Coşkun: “Elbette mümkün. Zaten bu süreçler birbirinden bağımsız düşünülemez. Türkiye halen 1982 darbe anayasasıyla yönetiliyor. Gerçi bugüne kadar anayasada çok sayıda değişiklik yapıldı ama ruhu hâlâ darbe ruhu. Yeni bir anayasa, Türkiye’nin demokratikleşmesi açısından çok kritik. Eğer gerçekten yeni bir anayasa yapılacaksa bu, sadece metin değişikliği değil, toplumsal sözleşmenin yeniden inşası anlamına gelmeli. Kürt meselesi açısından da yeni anayasa önemli. Anadilde eğitim, kültürel haklar, yerel yönetimlerin güçlendirilmesi ve eşit vatandaşlık gibi konular mutlaka bu anayasada yer almalı. Ancak o zaman bu metin gerçekten ‘yeni’ olabilir.”

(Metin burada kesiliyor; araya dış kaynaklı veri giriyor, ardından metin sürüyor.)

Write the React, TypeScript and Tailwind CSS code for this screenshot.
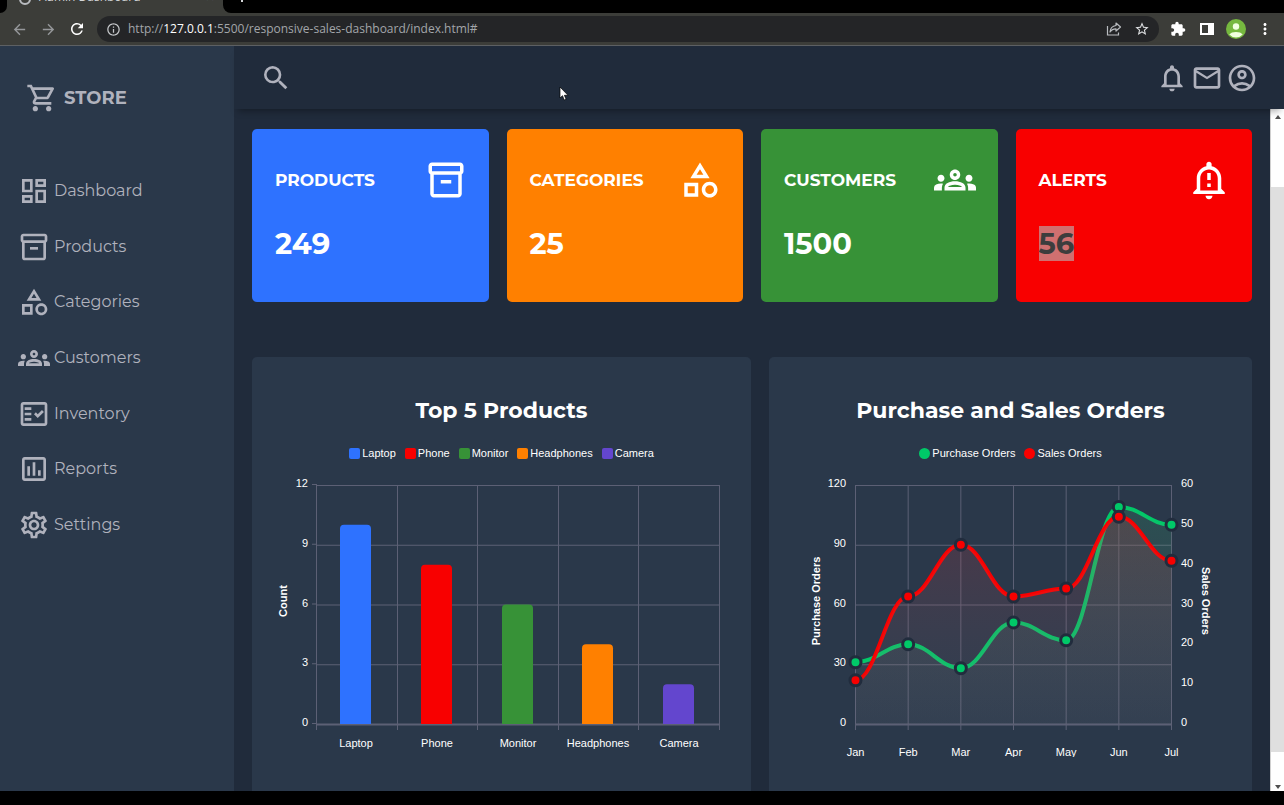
import type { ComponentType, ReactNode } from 'react';
import {
  MdArrowBack,
  MdArrowForward,
  MdExtension,
  MdMoreVert,
  MdOutlineAccountCircle,
  MdOutlineCategory,
  MdOutlineDashboard,
  MdOutlineEmail,
  MdOutlineFactCheck,
  MdOutlineGroups,
  MdOutlineInfo,
  MdOutlineInventory2,
  MdOutlineNotificationImportant,
  MdOutlineNotifications,
  MdOutlinePoll,
  MdOutlineSettings,
  MdOutlineShoppingCart,
  MdRefresh,
  MdSearch,
  MdStarOutline,
} from 'react-icons/md';

type Icon = ComponentType<{ className?: string }>;

const NAV: { label: string; icon: Icon }[] = [
  { label: 'Dashboard', icon: MdOutlineDashboard },
  { label: 'Products', icon: MdOutlineInventory2 },
  { label: 'Categories', icon: MdOutlineCategory },
  { label: 'Customers', icon: MdOutlineGroups },
  { label: 'Inventory', icon: MdOutlineFactCheck },
  { label: 'Reports', icon: MdOutlinePoll },
  { label: 'Settings', icon: MdOutlineSettings },
];

const CARDS: { label: string; value: string; icon: Icon; color: string; selected?: boolean }[] = [
  { label: 'PRODUCTS', value: '249', icon: MdOutlineInventory2, color: 'bg-[#2e72ff]' },
  { label: 'CATEGORIES', value: '25', icon: MdOutlineCategory, color: 'bg-[#ff8000]' },
  { label: 'CUSTOMERS', value: '1500', icon: MdOutlineGroups, color: 'bg-[#379237]' },
  { label: 'ALERTS', value: '56', icon: MdOutlineNotificationImportant, color: 'bg-[#f80000]', selected: true },
];

const PRODUCTS = [
  { name: 'Laptop', count: 10, fill: '#2e72ff', swatch: 'bg-[#2e72ff]' },
  { name: 'Phone', count: 8, fill: '#f80000', swatch: 'bg-[#f80000]' },
  { name: 'Monitor', count: 6, fill: '#379237', swatch: 'bg-[#379237]' },
  { name: 'Headphones', count: 4, fill: '#ff8000', swatch: 'bg-[#ff8000]' },
  { name: 'Camera', count: 2, fill: '#6346ce', swatch: 'bg-[#6346ce]' },
];

const MONTHS = ['Jan', 'Feb', 'Mar', 'Apr', 'May', 'Jun', 'Jul'];
const PURCHASES = [31, 40, 28, 51, 42, 109, 100];
const SALES = [11, 32, 45, 32, 34, 52, 41];

const GRID = '#5c6075';
const TOP = 15;
const BOTTOM = 254;
const scaleY = (value: number, max: number) => BOTTOM - (value / max) * (BOTTOM - TOP);

function BrowserBar() {
  return (
    <div className="shrink-0 bg-black font-['Open_Sans',sans-serif]">
      <div className="flex h-[13px] items-end">
        <div className="h-full w-[7px] bg-[#3c3d39]">
          <div className="h-full rounded-br-lg bg-black" />
        </div>
        <div className="flex h-full w-[216px] items-end justify-between overflow-hidden bg-[#3c3d39] pr-2 pb-2 pl-3 text-xs text-[#d5d7d9]">
          <span className="flex items-end gap-2">
            <span className="size-3 shrink-0 rounded-full border-2 border-[#b9bcc0]" />
            Admin Dashboard
          </span>
          <span>✕</span>
        </div>
        <div className="h-full w-2 bg-[#3c3d39]">
          <div className="h-full rounded-bl-lg bg-black" />
        </div>
        <span className="flex h-full items-start overflow-hidden pl-[10px]">
          <span className="h-[2px] w-[2px] bg-[#d5d7d9]" />
        </span>
      </div>
      <div className="flex h-[33px] items-center border-b border-[#5d6063] bg-[#3c3d39] pr-[9px] pl-[9px]">
        <div className="flex items-center gap-[9px]">
          <button aria-label="Back" className="flex size-5 items-center justify-center text-[#95979a]">
            <MdArrowBack className="size-[17px]" />
          </button>
          <button aria-label="Forward" className="flex size-5 items-center justify-center text-[#95979a]">
            <MdArrowForward className="size-[17px]" />
          </button>
          <button aria-label="Reload" className="flex size-5 items-center justify-center text-white">
            <MdRefresh className="size-[18px]" />
          </button>
        </div>
        <div className="ml-[10px] flex h-[26px] min-w-0 flex-1 items-center rounded-full bg-[#242527] pr-[7px] pl-[9px]">
          <MdOutlineInfo className="size-[15px] shrink-0 text-[#c5c7ca]" />
          <div role="textbox" aria-label="Address" className="ml-[7px] flex-1 truncate text-xs text-[#a3a6aa]">
            http://<span className="text-white">127.0.0.1</span>:5500/responsive-sales-dashboard/index.html#
          </div>
          <button aria-label="Share" className="flex size-5 items-center justify-center text-[#b9bcc0]">
            <svg viewBox="0 0 16 16" className="size-4" fill="none" stroke="currentColor" strokeWidth="1.2">
              <path d="M1.5 5v9h11v-2.500" />
              <path d="M10 2l4.500 4-4.500 4V7.800C7.500 7.800 5.500 8.500 4 11c.3-3.500 2.500-6 6-6.500z" strokeLinejoin="round" />
            </svg>
          </button>
          <button aria-label="Bookmark" className="ml-2 flex size-5 items-center justify-center text-[#dfe1e3]">
            <MdStarOutline className="size-4" />
          </button>
        </div>
        <div className="ml-[9px] flex items-center gap-[9px] text-white">
          <button aria-label="Extensions" className="flex size-5 items-center justify-center">
            <MdExtension className="size-4" />
          </button>
          <button aria-label="Side panel" className="flex size-5 items-center justify-center">
            <svg viewBox="0 0 14 14" className="size-[14px]">
              <path fill="currentColor" d="M0 1h14v12H0zM2 3v8h6V3z" fillRule="evenodd" />
            </svg>
          </button>
          <button aria-label="Profile" className="flex size-5 items-center justify-center">
            <svg viewBox="0 0 20 20" className="size-5">
              <circle cx="10" cy="10" r="10" fill="#76b83f" />
              <circle cx="10" cy="7.500" r="3.200" fill="#f1ffe0" />
              <path d="M3.300 15.500a7.500 4.500 0 0 1 13.400 0A9 9 0 0 1 3.300 15.500z" fill="#f1ffe0" />
            </svg>
          </button>
          <button aria-label="Menu" className="flex size-5 items-center justify-center">
            <MdMoreVert className="size-[18px]" />
          </button>
        </div>
      </div>
    </div>
  );
}

function Sidebar() {
  return (
    <aside className="w-[234px] shrink-0 overflow-hidden bg-[#2a384a] text-[#b0b2bd]">
      <div className="flex items-center gap-[6px] px-[26px] pt-9 text-lg font-bold">
        <MdOutlineShoppingCart className="size-8" />
        <span>STORE</span>
      </div>
      <nav className="pt-[49px]">
        <ul className="flex h-[390px] flex-col">
          {NAV.map(({ label, icon: NavIcon }) => (
            <li key={label} className="flex flex-1">
              <a href="#" className="flex flex-1 items-center gap-1 pl-[18px] text-base font-normal">
                <NavIcon className="size-8" />
                {label}
              </a>
            </li>
          ))}
        </ul>
      </nav>
    </aside>
  );
}

function Header() {
  return (
    <header className="z-10 flex h-[63px] shrink-0 items-center justify-between bg-[#202b3b] px-[26px] text-[#b0b2bd] shadow-[0_6px_7px_-4px_rgba(0,0,0,0.35)]">
      <button aria-label="Search">
        <MdSearch className="size-8" />
      </button>
      <div className="flex items-center gap-[3px]">
        <button aria-label="Notifications">
          <MdOutlineNotifications className="size-8" />
        </button>
        <button aria-label="Messages">
          <MdOutlineEmail className="size-8" />
        </button>
        <button aria-label="Account">
          <MdOutlineAccountCircle className="size-8" />
        </button>
      </div>
    </header>
  );
}

function ChartCard({ title, legend, children }: { title: string; legend: ReactNode; children: ReactNode }) {
  return (
    <section className="rounded-[5px] bg-[#2a384a] pt-10 pb-12">
      <h2 className="text-center text-[22px] leading-7 font-bold text-white">{title}</h2>
      <ul className="flex h-[45px] items-center justify-center gap-[9px] pt-3 font-['Liberation_Sans',Arial,sans-serif] text-[11px] text-white">
        {legend}
      </ul>
      {children}
    </section>
  );
}

function BarChart() {
  const left = 65;
  const column = 80.6;
  return (
    <svg viewBox="0 0 499 287" className="block w-full font-['Liberation_Sans',Arial,sans-serif] text-[11px]" fill="#fff" role="img" aria-label="Top 5 products by count">
      {[0, 3, 6, 9, 12].map((tick) => (
        <g key={tick}>
          <path d={`M${left - 5} ${scaleY(tick, 12) - 0.5}H${left}M${left} ${scaleY(tick, 12) + 0.5}H468`} stroke={GRID} />
          <text x="56" y={scaleY(tick, 12) + 2} textAnchor="end">
            {tick}
          </text>
        </g>
      ))}
      {[0, 1, 2, 3, 4, 5].map((i) => (
        <path key={i} d={`M${Math.round(left + i * column) - 0.5} ${TOP}V${BOTTOM + 6}`} stroke={GRID} />
      ))}
      <path d={`M${left} ${BOTTOM + 0.5}H468`} stroke={GRID} strokeWidth="2" />
      {PRODUCTS.map(({ name, count, fill }, i) => {
        const x = Math.round(left + (i + 0.5) * column) - 17;
        const y = scaleY(count, 12);
        return (
          <g key={name}>
            <path d={`M${x} ${BOTTOM}V${y + 4}q0-4 4-4h23q4 0 4 4V${BOTTOM}z`} fill={fill} />
            <text x={x + 16} y="277" textAnchor="middle">
              {name}
            </text>
          </g>
        );
      })}
      <text transform="translate(35 131) rotate(-90)" textAnchor="middle" fontWeight="bold">
        Count
      </text>
    </svg>
  );
}

function smoothLine(points: [number, number][]) {
  return points
    .map(([x, y], i) => {
      if (i === 0) return `M${x} ${y}`;
      const [px, py] = points[i - 1];
      const reach = (x - px) * 0.4;
      return `C${px + reach} ${py} ${x - reach} ${y} ${x} ${y}`;
    })
    .join('');
}

function AreaChart() {
  const left = 86.5;
  const right = 402.5;
  const step = (right - left) / 6;
  const series = [
    { id: 'purchases', color: '#00c968', tint: '#2fb070', data: PURCHASES, max: 120 },
    { id: 'sales', color: '#f80000', tint: '#d8323c', data: SALES, max: 60 },
  ].map((s) => ({ ...s, points: s.data.map((v, i): [number, number] => [left + i * step, scaleY(v, s.max)]) }));
  return (
    <svg viewBox="0 0 483 287" className="block w-full font-['Liberation_Sans',Arial,sans-serif] text-[11px]" fill="#fff" role="img" aria-label="Purchase and sales orders by month">
      <defs>
        {series.map(({ id, tint }) => (
          <linearGradient key={id} id={id} x1="0" y1="0" x2="0" y2="1">
            <stop offset="0" stopColor={tint} stopOpacity="0.2" />
            <stop offset="1" stopColor="#8a8a94" stopOpacity="0.05" />
          </linearGradient>
        ))}
      </defs>
      {[0, 30, 60, 90, 120].map((tick) => (
        <g key={tick}>
          <path d={`M${left} ${scaleY(tick, 120) + 0.5}H${right}`} stroke={GRID} />
          <text x="77" y={scaleY(tick, 120) + 2} textAnchor="end">
            {tick}
          </text>
        </g>
      ))}
      {[0, 10, 20, 30, 40, 50, 60].map((tick) => (
        <text key={tick} x="412" y={scaleY(tick, 60) + 2}>
          {tick}
        </text>
      ))}
      {MONTHS.map((month, i) => (
        <g key={month}>
          <path d={`M${left + i * step} ${TOP}V${BOTTOM + 6}`} stroke={GRID} />
          <text x={left + i * step} y="286" textAnchor="middle">
            {month}
          </text>
        </g>
      ))}
      <path d={`M${left} ${BOTTOM + 0.5}H${right}`} stroke={GRID} strokeWidth="2" />
      {series.map(({ id, color, points }) => (
        <g key={id}>
          <path d={smoothLine(points)} fill="none" stroke={color} strokeWidth="4" />
          <path d={`${smoothLine(points)}V${BOTTOM}H${left}z`} fill={`url(#${id})`} />
        </g>
      ))}
      {series.map(({ id, color, points }) =>
        points.map(([x, y]) => <circle key={`${id}-${x}`} cx={x} cy={y} r="5.500" fill={color} stroke="#212c3d" strokeWidth="3" />),
      )}
      <text transform="translate(51 131) rotate(-90)" textAnchor="middle" fontWeight="bold">
        Purchase Orders
      </text>
      <text transform="translate(433 131) rotate(90)" textAnchor="middle" fontWeight="bold">
        Sales Orders
      </text>
    </svg>
  );
}

function Main() {
  return (
    <main className="min-w-0 flex-1 overflow-hidden px-[18px] pt-5">
      <div className="grid grid-cols-4 gap-[18px] text-white">
        {CARDS.map(({ label, value, icon: CardIcon, color, selected }) => (
          <section key={label} className={`rounded-[5px] pt-[30px] pr-[22px] pb-[41px] pl-[23px] ${color}`}>
            <div className="flex items-center justify-between">
              <h3 className="pt-[2px] text-[17px] font-bold">{label}</h3>
              <CardIcon className="size-[42px]" />
            </div>
            <p className="pt-[25px] text-[29px] leading-[35px] font-bold">
              <span className={selected ? 'inline-block bg-[#d07070] text-[#3d3d3d]' : 'inline-block'}>{value}</span>
            </p>
          </section>
        ))}
      </div>
      <div className="mt-[55px] grid grid-cols-[499fr_483fr] gap-[18px]">
        <ChartCard
          title="Top 5 Products"
          legend={PRODUCTS.map(({ name, swatch }) => (
            <li key={name} className="flex items-center gap-[2px]">
              <span className={`size-[11px] rounded-[2px] ${swatch}`} />
              {name}
            </li>
          ))}
        >
          <BarChart />
        </ChartCard>
        <ChartCard
          title="Purchase and Sales Orders"
          legend={
            <>
              <li className="flex items-center gap-[2px]">
                <span className="size-[11px] rounded-full bg-[#00c968]" />
                Purchase Orders
              </li>
              <li className="flex items-center gap-[2px]">
                <span className="size-[11px] rounded-full bg-[#f80000]" />
                Sales Orders
              </li>
            </>
          }
        >
          <AreaChart />
        </ChartCard>
      </div>
    </main>
  );
}

function ScrollBar() {
  return (
    <div className="flex w-[14px] shrink-0 flex-col items-center border-l border-[#d0d0d0] bg-white" aria-hidden="true">
      <svg viewBox="0 0 6 4" className="mt-[6px] h-1 w-[6px]">
        <path d="M0 4l3-4 3 4z" fill="#505050" />
      </svg>
      <div className="flex w-full flex-1 flex-col">
        <div className="flex-[68]" />
        <div className="flex-[564] bg-[#dfdfdf]" />
        <div className="flex-[33]" />
      </div>
      <svg viewBox="0 0 6 4" className="mb-[2px] h-1 w-[6px]">
        <path d="M0 0l3 4 3-4z" fill="#505050" />
      </svg>
    </div>
  );
}

export default function App() {
  return (
    <div className="relative flex h-screen flex-col overflow-hidden bg-black pb-[14px] font-['Montserrat','Inter',sans-serif]">
      <BrowserBar />
      <div className="flex min-h-0 flex-1 bg-[#202b3b]">
        <Sidebar />
        <div className="flex min-w-0 flex-1 flex-col">
          <Header />
          <div className="flex min-h-0 flex-1">
            <Main />
            <ScrollBar />
          </div>
        </div>
      </div>
      <svg viewBox="0 0 10 15" className="pointer-events-none absolute top-[86px] left-[559px] z-20 h-[15px] w-[10px]" aria-hidden="true">
        <path d="M1 1v11l2.500-2.300L5.200 14l1.900-.8-1.700-3.900H9z" fill="#fff" stroke="#000" strokeWidth=".7" />
      </svg>
    </div>
  );
}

Son olarak genel bir değerlendirme yapacak olursanız, süreci nasıl görüyorsunuz?

Coşkun: “Bence Türkiye çok önemli bir fırsat yakaladı. Bugün parlamentoda temsil edilen dört büyük parti —AK Parti, CHP, MHP ve DEM Parti— bu süreci destekliyor. Toplumda da ciddi bir destek var. Araştırmalar halkın yüzde 61’inin bu süreci desteklediğini gösteriyor. Bölgesel ve uluslararası dengelere baktığımızda da 2015’e kıyasla daha destekleyici bir atmosfer var. Bu fırsatı iyi değerlendirmek gerek. Süreci zamana yaymadan, seçim takvimine hapsetmeden ilerlemek lazım. Bu mesele çözülürse Türkiye siyaseti önemli ölçüde rahatlar. Kürt meselesi de artık silahlar yerine siyasetin diliyle, Meclis’te ve demokratik zeminde tartışılır. Bu hem Türkiye hem de bölge için tarihi bir fırsat.”